┏━━
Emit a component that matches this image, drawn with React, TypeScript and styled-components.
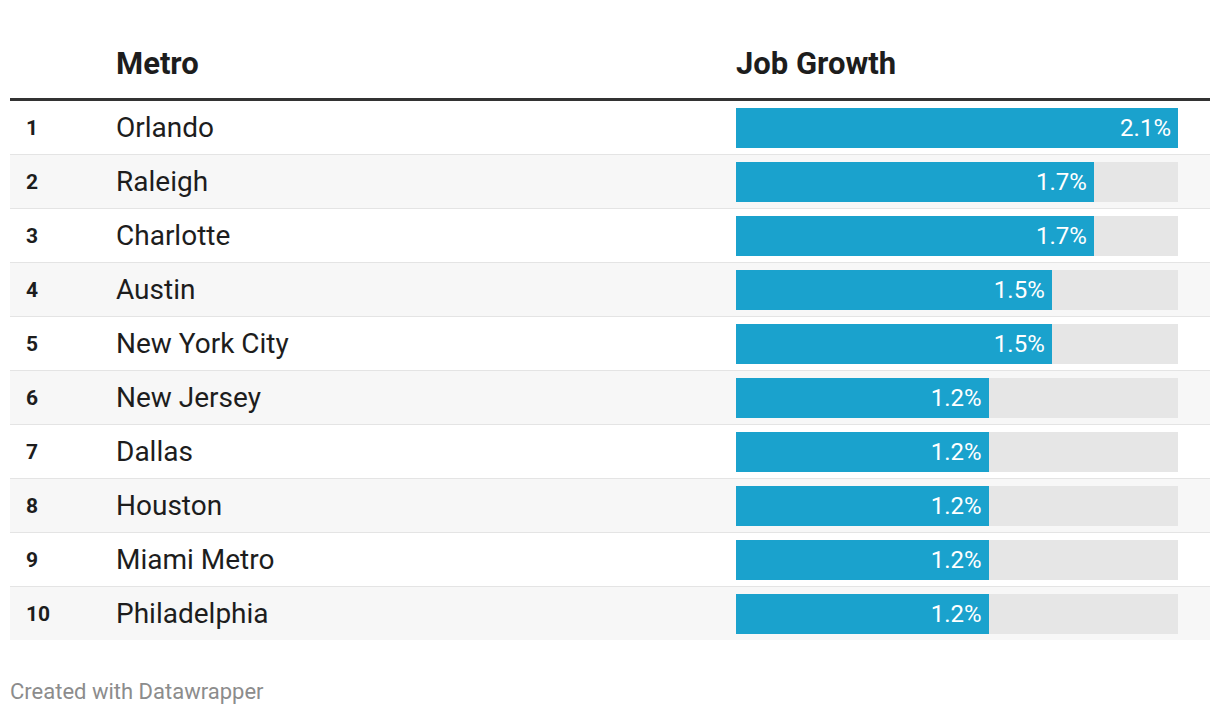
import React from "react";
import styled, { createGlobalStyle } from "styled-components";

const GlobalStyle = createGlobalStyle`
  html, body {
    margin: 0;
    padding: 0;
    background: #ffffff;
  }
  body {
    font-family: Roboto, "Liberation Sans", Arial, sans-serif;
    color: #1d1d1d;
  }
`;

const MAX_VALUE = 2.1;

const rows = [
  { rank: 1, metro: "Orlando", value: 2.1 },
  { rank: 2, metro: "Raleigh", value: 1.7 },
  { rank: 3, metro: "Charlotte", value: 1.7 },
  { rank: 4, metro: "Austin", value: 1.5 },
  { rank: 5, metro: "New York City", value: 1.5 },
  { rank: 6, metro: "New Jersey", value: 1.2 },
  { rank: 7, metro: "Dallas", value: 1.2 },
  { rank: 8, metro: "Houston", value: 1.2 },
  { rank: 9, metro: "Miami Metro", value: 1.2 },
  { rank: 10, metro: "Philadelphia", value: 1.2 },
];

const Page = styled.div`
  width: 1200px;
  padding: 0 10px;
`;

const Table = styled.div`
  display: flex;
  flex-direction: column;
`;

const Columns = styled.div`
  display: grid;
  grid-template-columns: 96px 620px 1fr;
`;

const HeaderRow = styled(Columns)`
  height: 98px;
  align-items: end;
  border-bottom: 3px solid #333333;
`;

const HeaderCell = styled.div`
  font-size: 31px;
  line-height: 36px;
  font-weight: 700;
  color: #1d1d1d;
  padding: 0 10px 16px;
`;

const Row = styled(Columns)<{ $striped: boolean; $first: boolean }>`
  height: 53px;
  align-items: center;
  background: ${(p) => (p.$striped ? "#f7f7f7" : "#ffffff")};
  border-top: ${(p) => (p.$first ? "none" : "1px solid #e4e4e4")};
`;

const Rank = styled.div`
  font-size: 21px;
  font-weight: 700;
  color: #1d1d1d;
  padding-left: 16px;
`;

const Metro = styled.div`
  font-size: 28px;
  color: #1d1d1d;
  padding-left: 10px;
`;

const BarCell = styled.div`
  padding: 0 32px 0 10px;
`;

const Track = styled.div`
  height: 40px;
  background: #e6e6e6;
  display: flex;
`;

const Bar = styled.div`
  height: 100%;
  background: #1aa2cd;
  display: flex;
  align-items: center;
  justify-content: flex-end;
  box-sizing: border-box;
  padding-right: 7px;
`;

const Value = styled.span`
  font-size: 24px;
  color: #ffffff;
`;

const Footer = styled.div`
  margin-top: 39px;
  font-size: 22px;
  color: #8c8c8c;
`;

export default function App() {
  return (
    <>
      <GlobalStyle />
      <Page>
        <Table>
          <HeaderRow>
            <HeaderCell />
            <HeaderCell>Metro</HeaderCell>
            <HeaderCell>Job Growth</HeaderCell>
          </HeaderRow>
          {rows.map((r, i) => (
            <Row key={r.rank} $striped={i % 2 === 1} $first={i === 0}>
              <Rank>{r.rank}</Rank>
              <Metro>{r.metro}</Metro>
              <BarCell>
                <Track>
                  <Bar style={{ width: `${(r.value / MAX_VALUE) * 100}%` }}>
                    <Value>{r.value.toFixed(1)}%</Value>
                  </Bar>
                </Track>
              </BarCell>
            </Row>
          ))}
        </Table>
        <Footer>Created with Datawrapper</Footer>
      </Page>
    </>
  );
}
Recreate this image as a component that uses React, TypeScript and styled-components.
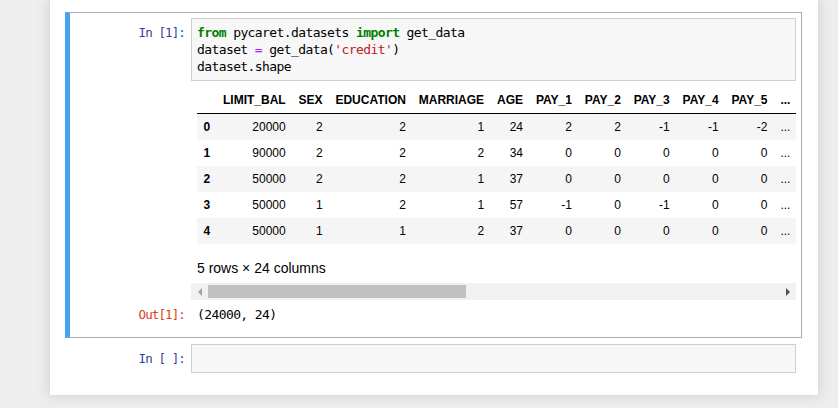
┗━━
| Your instructions |
Except for the pictures, print the data above exactly.

| Output for this exercise |
Emit a component that matches this image, drawn with React, TypeScript and styled-components.
import React from "react";
import styled, { createGlobalStyle } from "styled-components";

const GlobalStyle = createGlobalStyle`
  html, body {
    margin: 0;
    padding: 0;
    background: #ffffff;
  }
  body {
    font-family: Roboto, "Liberation Sans", Arial, sans-serif;
    color: #1d1d1d;
  }
`;

const MAX_VALUE = 2.1;

const rows = [
  { rank: 1, metro: "Orlando", value: 2.1 },
  { rank: 2, metro: "Raleigh", value: 1.7 },
  { rank: 3, metro: "Charlotte", value: 1.7 },
  { rank: 4, metro: "Austin", value: 1.5 },
  { rank: 5, metro: "New York City", value: 1.5 },
  { rank: 6, metro: "New Jersey", value: 1.2 },
  { rank: 7, metro: "Dallas", value: 1.2 },
  { rank: 8, metro: "Houston", value: 1.2 },
  { rank: 9, metro: "Miami Metro", value: 1.2 },
  { rank: 10, metro: "Philadelphia", value: 1.2 },
];

const Page = styled.div`
  width: 1200px;
  padding: 0 10px;
`;

const Table = styled.div`
  display: flex;
  flex-direction: column;
`;

const Columns = styled.div`
  display: grid;
  grid-template-columns: 96px 620px 1fr;
`;

const HeaderRow = styled(Columns)`
  height: 98px;
  align-items: end;
  border-bottom: 3px solid #333333;
`;

const HeaderCell = styled.div`
  font-size: 31px;
  line-height: 36px;
  font-weight: 700;
  color: #1d1d1d;
  padding: 0 10px 16px;
`;

const Row = styled(Columns)<{ $striped: boolean; $first: boolean }>`
  height: 53px;
  align-items: center;
  background: ${(p) => (p.$striped ? "#f7f7f7" : "#ffffff")};
  border-top: ${(p) => (p.$first ? "none" : "1px solid #e4e4e4")};
`;

const Rank = styled.div`
  font-size: 21px;
  font-weight: 700;
  color: #1d1d1d;
  padding-left: 16px;
`;

const Metro = styled.div`
  font-size: 28px;
  color: #1d1d1d;
  padding-left: 10px;
`;

const BarCell = styled.div`
  padding: 0 32px 0 10px;
`;

const Track = styled.div`
  height: 40px;
  background: #e6e6e6;
  display: flex;
`;

const Bar = styled.div`
  height: 100%;
  background: #1aa2cd;
  display: flex;
  align-items: center;
  justify-content: flex-end;
  box-sizing: border-box;
  padding-right: 7px;
`;

const Value = styled.span`
  font-size: 24px;
  color: #ffffff;
`;

const Footer = styled.div`
  margin-top: 39px;
  font-size: 22px;
  color: #8c8c8c;
`;

export default function App() {
  return (
    <>
      <GlobalStyle />
      <Page>
        <Table>
          <HeaderRow>
            <HeaderCell />
            <HeaderCell>Metro</HeaderCell>
            <HeaderCell>Job Growth</HeaderCell>
          </HeaderRow>
          {rows.map((r, i) => (
            <Row key={r.rank} $striped={i % 2 === 1} $first={i === 0}>
              <Rank>{r.rank}</Rank>
              <Metro>{r.metro}</Metro>
              <BarCell>
                <Track>
                  <Bar style={{ width: `${(r.value / MAX_VALUE) * 100}%` }}>
                    <Value>{r.value.toFixed(1)}%</Value>
                  </Bar>
                </Track>
              </BarCell>
            </Row>
          ))}
        </Table>
        <Footer>Created with Datawrapper</Footer>
      </Page>
    </>
  );
}
Recreate this image as a component that uses React, TypeScript and styled-components.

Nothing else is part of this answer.